In a more than two-hour deposition, Woodward told Special Counsel Patrick J. Fitzgerald that the official casually told him in mid-June 2003 that Plame worked as a CIA analyst on weapons of mass destruction, and that he did not believe the information to be classified or sensitive, according to a statement Woodward released yesterday.

Fitzgerald interviewed Woodward about the previously undisclosed conversation after the official alerted the prosecutor to it on Nov. 3 — one week after Vice President Cheney’s chief of staff, I. Lewis “Scooter” Libby, was indicted in the investigation.

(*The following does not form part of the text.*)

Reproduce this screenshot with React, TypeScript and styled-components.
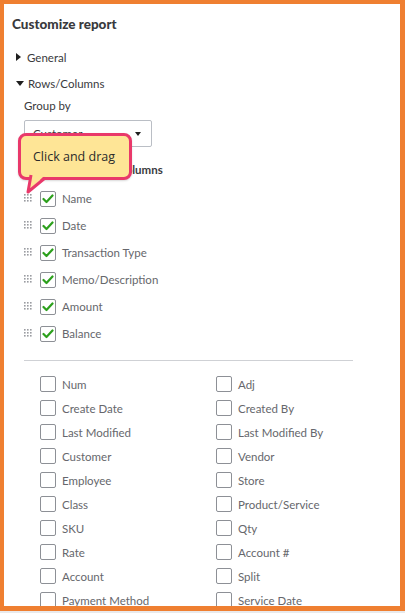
import styled, { createGlobalStyle } from "styled-components";

const GlobalStyle = createGlobalStyle`
  html, body {
    margin: 0;
    padding: 0;
    background: #ffffff;
  }
  body {
    font-family: Lato, "Open Sans", "Liberation Sans", sans-serif;
    color: #393a3d;
  }
`;

const Page = styled.div`
  width: 405px;
  height: 613px;
  background: #e9eaec;
  overflow: hidden;
`;

const Frame = styled.div`
  position: relative;
  box-sizing: border-box;
  width: 405px;
  height: 611px;
  border: 4px solid #ef7f31;
  border-right-width: 5px;
  border-bottom-width: 5px;
  background: #ffffff;
  overflow: hidden;
`;

const Title = styled.h2`
  margin: 10px 0 10px 8px;
  font-size: 13.5px;
  line-height: 20px;
  font-weight: 900;
  color: #393a3d;
`;

const SectionHeader = styled.div<{ $h: number }>`
  display: flex;
  align-items: center;
  gap: 4px;
  height: ${(p) => p.$h}px;
  padding-left: 12px;
  font-size: 11.5px;
  color: #393a3d;
`;

const Caret = styled.span<{ $open?: boolean }>`
  width: 0;
  height: 0;
  ${(p) =>
    p.$open
      ? `border-left: 4px solid transparent;
         border-right: 4px solid transparent;
         border-top: 5px solid #1f1f1f;`
      : `border-top: 4px solid transparent;
         border-bottom: 4px solid transparent;
         border-left: 5px solid #1f1f1f;
         margin-right: 2px;`}
`;

const Body = styled.div`
  padding-left: 20px;
`;

const FieldLabel = styled.div`
  margin-top: 1px;
  font-size: 11.5px;
  line-height: 16px;
  color: #393a3d;
`;

const Select = styled.div`
  box-sizing: border-box;
  margin-top: 6px;
  width: 128px;
  height: 27px;
  border: 1px solid #babec5;
  border-radius: 2px;
  display: flex;
  align-items: center;
  justify-content: space-between;
  padding: 0 10px 0 8px;
  font-size: 11.5px;
  color: #393a3d;
`;

const SelectArrow = styled.span`
  width: 0;
  height: 0;
  border-left: 3.5px solid transparent;
  border-right: 3.5px solid transparent;
  border-top: 4px solid #1f1f1f;
`;

const ColumnsLabel = styled.div`
  margin-top: 15px;
  font-size: 11.5px;
  line-height: 16px;
  font-weight: 700;
  color: #393a3d;
`;

const OrderList = styled.div`
  margin-top: 7px;
  display: flex;
  flex-direction: column;
`;

const OrderRow = styled.div`
  display: flex;
  align-items: center;
  height: 27px;
`;

const Handle = styled.svg`
  width: 9px;
  height: 9px;
  margin-right: 7px;
  flex: none;
`;

const Box = styled.span`
  box-sizing: border-box;
  width: 16px;
  height: 16px;
  border: 1px solid #8d9096;
  border-radius: 2px;
  background: #fff;
  display: flex;
  align-items: center;
  justify-content: center;
  flex: none;
`;

const Label = styled.span`
  margin-left: 6px;
  font-size: 11.5px;
  color: #66676c;
  white-space: nowrap;
`;

const Divider = styled.hr`
  margin: 13px 0 0 0;
  width: 329px;
  border: none;
  border-top: 1px solid #cfd1d5;
`;

const Grid = styled.div`
  margin-top: 11px;
  padding-left: 16px;
  display: grid;
  grid-template-columns: 176px 176px;
  grid-auto-rows: 24px;
`;

const GridItem = styled.div`
  display: flex;
  align-items: center;
`;

const Callout = styled.div`
  position: absolute;
  left: 14px;
  top: 129px;
  width: 114px;
  height: 47px;
  box-sizing: border-box;
  border: 3px solid #e9386a;
  border-radius: 8px;
  background: #fee596;
  display: flex;
  align-items: center;
  padding-left: 12px;
  font-family: "Open Sans", Lato, "Liberation Sans", sans-serif;
  font-size: 12.5px;
  color: #2b2b2b;
  box-shadow: 0 1px 2px rgba(0, 0, 0, 0.15);
`;

const Tail = styled.svg`
  position: absolute;
  left: 22px;
  top: 170px;
  width: 30px;
  height: 20px;
  overflow: visible;
`;

const Check = () => (
  <svg width="12" height="10" viewBox="0 0 12 10">
    <polyline
      points="1.5,5 4.5,8 10.5,1.5"
      fill="none"
      stroke="#2ca01c"
      strokeWidth="2.2"
      strokeLinecap="round"
      strokeLinejoin="round"
    />
  </svg>
);

const DragHandle = () => (
  <Handle viewBox="0 0 9 9">
    {[0, 1, 2].map((r) =>
      [0, 1, 2].map((c) => (
        <rect key={`${r}-${c}`} x={c * 3} y={r * 3} width="1.6" height="1.6" fill="#9a9ca1" />
      ))
    )}
  </Handle>
);

const ordered = ["Name", "Date", "Transaction Type", "Memo/Description", "Amount", "Balance"];

const others = [
  "Num", "Adj",
  "Create Date", "Created By",
  "Last Modified", "Last Modified By",
  "Customer", "Vendor",
  "Employee", "Store",
  "Class", "Product/Service",
  "SKU", "Qty",
  "Rate", "Account #",
  "Account", "Split",
  "Payment Method", "Service Date",
];

export default function App() {
  return (
    <Page>
      <GlobalStyle />
      <Frame>
        <Title>Customize report</Title>
        <SectionHeader $h={26}>
          <Caret />
          General
        </SectionHeader>
        <SectionHeader $h={27}>
          <Caret $open />
          Rows/Columns
        </SectionHeader>
        <Body>
          <FieldLabel>Group by</FieldLabel>
          <Select>
            <span>Customer</span>
            <SelectArrow />
          </Select>
          <ColumnsLabel>Select and reorder columns</ColumnsLabel>
          <OrderList>
            {ordered.map((name) => (
              <OrderRow key={name}>
                <DragHandle />
                <Box>
                  <Check />
                </Box>
                <Label>{name}</Label>
              </OrderRow>
            ))}
          </OrderList>
          <Divider />
          <Grid>
            {others.map((name) => (
              <GridItem key={name}>
                <Box />
                <Label>{name}</Label>
              </GridItem>
            ))}
          </Grid>
        </Body>

        <Callout>Click and drag</Callout>
        <Tail viewBox="0 0 30 20">
          <polygon points="4,0 20,0 2,18" fill="#fee596" />
          <polyline
            points="5,1 2,18 19,4"
            fill="none"
            stroke="#e9386a"
            strokeWidth="3"
            strokeLinejoin="round"
          />
        </Tail>
      </Frame>
    </Page>
  );
}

Citing a confidentiality agreement in which the source freed Woodward to testify but would not allow him to discuss their conversations publicly, Woodward and Post editors refused to disclose the official’s name or provide crucial details about the testimony. Woodward did not share the information with Washington Post Executive Editor Leonard Downie Jr. until last month, and the only Post reporter whom Woodward said he remembers telling in the summer of 2003 does not recall the conversation taking place.

[more]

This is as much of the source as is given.